— start of DATA EXTRACT —

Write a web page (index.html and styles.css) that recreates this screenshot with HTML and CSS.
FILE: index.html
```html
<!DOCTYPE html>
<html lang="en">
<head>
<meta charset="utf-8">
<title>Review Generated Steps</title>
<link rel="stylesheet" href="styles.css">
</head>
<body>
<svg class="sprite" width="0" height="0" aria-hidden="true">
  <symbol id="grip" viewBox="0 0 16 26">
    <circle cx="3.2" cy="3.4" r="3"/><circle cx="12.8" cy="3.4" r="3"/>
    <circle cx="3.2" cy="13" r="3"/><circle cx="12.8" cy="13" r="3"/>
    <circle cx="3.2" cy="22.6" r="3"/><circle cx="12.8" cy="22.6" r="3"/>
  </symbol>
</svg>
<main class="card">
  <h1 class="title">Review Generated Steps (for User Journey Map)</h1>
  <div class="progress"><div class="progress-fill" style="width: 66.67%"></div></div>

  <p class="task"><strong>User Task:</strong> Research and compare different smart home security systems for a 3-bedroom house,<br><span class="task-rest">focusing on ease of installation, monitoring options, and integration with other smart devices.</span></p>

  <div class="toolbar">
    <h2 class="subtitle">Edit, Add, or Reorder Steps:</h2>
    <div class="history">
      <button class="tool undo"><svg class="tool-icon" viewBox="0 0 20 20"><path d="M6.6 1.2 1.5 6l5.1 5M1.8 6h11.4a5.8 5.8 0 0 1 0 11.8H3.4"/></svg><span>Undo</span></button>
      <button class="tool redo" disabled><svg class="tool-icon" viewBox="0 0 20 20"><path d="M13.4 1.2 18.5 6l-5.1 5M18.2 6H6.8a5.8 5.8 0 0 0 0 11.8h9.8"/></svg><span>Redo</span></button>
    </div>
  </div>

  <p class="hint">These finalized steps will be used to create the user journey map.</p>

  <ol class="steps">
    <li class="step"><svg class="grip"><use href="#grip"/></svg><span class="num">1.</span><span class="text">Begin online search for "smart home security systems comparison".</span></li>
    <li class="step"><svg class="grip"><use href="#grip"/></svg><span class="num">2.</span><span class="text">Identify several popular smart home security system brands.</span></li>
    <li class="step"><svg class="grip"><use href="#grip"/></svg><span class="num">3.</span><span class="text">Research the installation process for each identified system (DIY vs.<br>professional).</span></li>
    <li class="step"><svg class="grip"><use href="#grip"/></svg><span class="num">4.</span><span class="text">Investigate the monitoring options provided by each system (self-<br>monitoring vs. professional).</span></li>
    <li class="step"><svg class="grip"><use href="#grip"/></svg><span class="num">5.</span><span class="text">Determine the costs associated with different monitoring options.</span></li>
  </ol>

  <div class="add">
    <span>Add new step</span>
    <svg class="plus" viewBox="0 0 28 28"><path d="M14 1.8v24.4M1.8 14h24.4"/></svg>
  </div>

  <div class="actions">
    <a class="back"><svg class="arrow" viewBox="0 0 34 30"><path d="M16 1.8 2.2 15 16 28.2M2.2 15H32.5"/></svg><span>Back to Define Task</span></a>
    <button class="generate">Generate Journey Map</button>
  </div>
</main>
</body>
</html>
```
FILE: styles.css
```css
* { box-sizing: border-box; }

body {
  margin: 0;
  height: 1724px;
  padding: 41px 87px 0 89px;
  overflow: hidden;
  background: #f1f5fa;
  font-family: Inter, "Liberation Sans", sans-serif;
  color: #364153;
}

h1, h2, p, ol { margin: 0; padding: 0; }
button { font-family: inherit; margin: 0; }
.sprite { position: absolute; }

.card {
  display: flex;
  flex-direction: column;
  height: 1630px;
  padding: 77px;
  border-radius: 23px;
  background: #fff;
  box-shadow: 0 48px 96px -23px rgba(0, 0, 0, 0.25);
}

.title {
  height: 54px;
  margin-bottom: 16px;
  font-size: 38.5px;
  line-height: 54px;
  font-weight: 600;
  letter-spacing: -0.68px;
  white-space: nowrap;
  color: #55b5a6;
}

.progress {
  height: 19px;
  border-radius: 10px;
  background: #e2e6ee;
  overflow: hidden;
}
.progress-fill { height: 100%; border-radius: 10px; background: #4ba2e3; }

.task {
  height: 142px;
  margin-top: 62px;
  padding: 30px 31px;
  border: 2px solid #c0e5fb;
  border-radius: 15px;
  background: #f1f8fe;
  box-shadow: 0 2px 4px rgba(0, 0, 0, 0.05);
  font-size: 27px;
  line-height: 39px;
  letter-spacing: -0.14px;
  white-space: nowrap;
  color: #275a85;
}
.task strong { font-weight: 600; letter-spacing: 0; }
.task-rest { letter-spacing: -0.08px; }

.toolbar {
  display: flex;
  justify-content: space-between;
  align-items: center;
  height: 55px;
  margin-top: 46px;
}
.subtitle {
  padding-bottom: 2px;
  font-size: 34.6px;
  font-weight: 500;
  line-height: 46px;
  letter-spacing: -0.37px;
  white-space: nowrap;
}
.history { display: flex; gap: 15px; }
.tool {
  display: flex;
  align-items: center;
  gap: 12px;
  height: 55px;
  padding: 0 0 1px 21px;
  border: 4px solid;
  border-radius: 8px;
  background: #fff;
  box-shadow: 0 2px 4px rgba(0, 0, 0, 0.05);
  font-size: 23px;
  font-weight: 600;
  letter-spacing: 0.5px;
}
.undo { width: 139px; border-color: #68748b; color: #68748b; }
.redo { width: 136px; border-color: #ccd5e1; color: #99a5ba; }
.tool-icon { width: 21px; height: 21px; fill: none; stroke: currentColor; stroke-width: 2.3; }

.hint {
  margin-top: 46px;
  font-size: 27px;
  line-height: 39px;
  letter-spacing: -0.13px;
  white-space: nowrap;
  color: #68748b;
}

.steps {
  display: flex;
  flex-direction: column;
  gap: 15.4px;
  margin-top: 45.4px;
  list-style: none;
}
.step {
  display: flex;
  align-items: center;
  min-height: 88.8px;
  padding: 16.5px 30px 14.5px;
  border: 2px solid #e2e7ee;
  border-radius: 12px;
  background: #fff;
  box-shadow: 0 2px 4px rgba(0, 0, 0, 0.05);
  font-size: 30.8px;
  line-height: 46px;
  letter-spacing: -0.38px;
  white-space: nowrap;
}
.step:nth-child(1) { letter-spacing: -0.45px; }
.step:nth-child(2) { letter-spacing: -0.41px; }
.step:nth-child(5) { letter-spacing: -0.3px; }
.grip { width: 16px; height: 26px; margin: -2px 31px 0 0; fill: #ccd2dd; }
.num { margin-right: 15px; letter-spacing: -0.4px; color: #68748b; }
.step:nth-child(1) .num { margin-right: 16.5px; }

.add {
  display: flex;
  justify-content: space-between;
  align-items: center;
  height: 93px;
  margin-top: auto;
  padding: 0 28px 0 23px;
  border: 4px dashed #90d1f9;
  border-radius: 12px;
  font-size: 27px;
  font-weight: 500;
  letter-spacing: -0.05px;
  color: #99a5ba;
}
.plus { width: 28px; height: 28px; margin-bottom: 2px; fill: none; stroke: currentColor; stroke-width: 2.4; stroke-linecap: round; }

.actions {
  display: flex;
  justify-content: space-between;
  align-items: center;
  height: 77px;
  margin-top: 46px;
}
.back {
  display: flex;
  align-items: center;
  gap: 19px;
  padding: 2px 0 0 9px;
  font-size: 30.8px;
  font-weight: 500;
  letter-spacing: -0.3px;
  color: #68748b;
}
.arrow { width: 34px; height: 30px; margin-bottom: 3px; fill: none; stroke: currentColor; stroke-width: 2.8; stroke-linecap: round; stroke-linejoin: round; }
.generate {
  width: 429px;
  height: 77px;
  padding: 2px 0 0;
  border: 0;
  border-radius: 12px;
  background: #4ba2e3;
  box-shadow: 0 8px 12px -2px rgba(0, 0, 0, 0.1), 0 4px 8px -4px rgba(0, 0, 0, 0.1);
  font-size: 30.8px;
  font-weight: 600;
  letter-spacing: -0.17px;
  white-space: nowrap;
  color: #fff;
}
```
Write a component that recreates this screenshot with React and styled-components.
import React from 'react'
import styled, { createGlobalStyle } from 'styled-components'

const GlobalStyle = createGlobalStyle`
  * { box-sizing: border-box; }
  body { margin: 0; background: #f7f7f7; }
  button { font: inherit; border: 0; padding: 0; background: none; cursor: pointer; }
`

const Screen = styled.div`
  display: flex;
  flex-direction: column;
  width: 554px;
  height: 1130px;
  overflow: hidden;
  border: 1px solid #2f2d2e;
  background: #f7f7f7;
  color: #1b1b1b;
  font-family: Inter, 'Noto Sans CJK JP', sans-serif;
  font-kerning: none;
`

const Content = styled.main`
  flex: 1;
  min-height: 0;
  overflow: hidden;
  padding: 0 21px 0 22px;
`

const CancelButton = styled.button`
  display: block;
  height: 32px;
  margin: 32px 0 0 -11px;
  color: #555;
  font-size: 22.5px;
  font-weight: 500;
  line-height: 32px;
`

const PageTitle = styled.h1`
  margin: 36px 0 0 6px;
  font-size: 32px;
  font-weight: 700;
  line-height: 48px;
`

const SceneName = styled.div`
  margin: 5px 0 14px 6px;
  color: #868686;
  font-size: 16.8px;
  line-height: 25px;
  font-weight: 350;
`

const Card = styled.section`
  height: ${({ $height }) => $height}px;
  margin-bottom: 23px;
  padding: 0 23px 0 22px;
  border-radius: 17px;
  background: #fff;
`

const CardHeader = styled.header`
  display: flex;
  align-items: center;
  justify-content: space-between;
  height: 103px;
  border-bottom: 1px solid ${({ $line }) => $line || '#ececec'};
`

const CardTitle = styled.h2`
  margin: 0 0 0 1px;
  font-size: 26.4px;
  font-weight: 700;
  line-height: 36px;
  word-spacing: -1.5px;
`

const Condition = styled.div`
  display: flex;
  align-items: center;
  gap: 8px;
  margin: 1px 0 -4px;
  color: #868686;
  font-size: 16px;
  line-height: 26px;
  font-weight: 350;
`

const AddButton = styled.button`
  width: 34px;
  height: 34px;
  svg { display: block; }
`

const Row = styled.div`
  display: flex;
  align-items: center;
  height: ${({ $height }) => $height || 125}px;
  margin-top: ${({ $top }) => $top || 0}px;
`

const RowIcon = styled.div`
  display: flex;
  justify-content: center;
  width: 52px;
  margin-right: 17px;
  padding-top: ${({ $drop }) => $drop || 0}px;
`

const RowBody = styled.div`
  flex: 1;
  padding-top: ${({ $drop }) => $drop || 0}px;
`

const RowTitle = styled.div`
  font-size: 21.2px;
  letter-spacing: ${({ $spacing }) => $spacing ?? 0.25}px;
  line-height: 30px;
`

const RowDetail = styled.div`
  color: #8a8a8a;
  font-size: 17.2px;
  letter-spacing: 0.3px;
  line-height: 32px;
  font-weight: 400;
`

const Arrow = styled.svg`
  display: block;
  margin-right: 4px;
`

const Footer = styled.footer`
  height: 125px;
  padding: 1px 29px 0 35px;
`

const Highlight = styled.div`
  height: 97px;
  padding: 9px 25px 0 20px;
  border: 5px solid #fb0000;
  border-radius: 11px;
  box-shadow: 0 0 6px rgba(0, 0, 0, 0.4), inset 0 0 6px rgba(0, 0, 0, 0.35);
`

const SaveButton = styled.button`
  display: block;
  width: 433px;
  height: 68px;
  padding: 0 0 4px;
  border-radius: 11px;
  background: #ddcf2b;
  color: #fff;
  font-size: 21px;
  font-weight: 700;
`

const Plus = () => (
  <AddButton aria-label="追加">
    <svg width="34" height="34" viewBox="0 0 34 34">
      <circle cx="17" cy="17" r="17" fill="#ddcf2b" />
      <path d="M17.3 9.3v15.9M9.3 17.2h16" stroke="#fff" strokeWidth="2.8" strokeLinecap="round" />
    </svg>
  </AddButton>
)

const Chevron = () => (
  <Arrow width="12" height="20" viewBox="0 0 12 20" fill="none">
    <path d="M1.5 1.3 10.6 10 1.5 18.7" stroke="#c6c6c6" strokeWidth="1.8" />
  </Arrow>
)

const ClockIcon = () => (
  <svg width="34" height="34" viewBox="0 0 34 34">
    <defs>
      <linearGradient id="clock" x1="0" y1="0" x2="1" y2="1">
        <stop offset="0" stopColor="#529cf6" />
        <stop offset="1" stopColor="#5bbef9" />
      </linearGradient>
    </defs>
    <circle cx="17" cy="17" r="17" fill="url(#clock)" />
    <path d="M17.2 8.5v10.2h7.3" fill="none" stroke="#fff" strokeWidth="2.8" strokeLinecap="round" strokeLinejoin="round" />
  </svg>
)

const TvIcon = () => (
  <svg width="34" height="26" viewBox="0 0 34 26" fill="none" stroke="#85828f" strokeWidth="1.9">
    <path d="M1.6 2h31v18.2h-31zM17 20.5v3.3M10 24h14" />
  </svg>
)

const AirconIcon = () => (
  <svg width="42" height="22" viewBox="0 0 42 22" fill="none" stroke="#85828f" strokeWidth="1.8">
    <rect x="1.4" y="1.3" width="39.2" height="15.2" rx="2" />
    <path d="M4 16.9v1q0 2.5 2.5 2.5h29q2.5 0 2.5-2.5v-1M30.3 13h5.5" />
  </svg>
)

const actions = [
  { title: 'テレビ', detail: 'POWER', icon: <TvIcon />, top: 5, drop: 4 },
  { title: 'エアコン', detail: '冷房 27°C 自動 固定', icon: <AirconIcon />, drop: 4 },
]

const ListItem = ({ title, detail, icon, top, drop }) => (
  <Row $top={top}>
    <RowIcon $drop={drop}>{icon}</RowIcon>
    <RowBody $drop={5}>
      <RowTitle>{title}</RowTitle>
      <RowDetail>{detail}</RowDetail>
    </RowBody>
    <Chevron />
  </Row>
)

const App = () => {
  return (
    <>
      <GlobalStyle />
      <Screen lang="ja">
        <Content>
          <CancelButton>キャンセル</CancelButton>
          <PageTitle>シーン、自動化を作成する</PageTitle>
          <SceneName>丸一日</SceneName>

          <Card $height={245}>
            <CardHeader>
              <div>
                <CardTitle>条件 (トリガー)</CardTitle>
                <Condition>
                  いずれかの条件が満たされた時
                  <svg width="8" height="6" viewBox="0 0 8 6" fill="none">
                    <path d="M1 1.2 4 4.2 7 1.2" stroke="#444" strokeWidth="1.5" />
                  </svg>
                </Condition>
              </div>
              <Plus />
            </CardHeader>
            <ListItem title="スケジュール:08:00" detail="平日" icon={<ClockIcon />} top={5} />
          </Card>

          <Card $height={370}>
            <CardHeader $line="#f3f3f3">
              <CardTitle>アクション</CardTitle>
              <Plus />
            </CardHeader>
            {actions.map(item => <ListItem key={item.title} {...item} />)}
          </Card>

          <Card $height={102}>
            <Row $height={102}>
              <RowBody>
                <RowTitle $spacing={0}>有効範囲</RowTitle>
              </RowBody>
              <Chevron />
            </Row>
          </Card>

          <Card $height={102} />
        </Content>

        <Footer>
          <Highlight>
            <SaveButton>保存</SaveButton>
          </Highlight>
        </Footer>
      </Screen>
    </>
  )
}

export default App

— end of DATA EXTRACT —

▸ **TASK TO CARRY OUT**
Gather each line in these records that contains the string "Write".

▸ **PROBLEM SOLUTION**
Write a web page (index.html and styles.css) that recreates this screenshot with HTML and CSS.
Write a component that recreates this screenshot with React and styled-components.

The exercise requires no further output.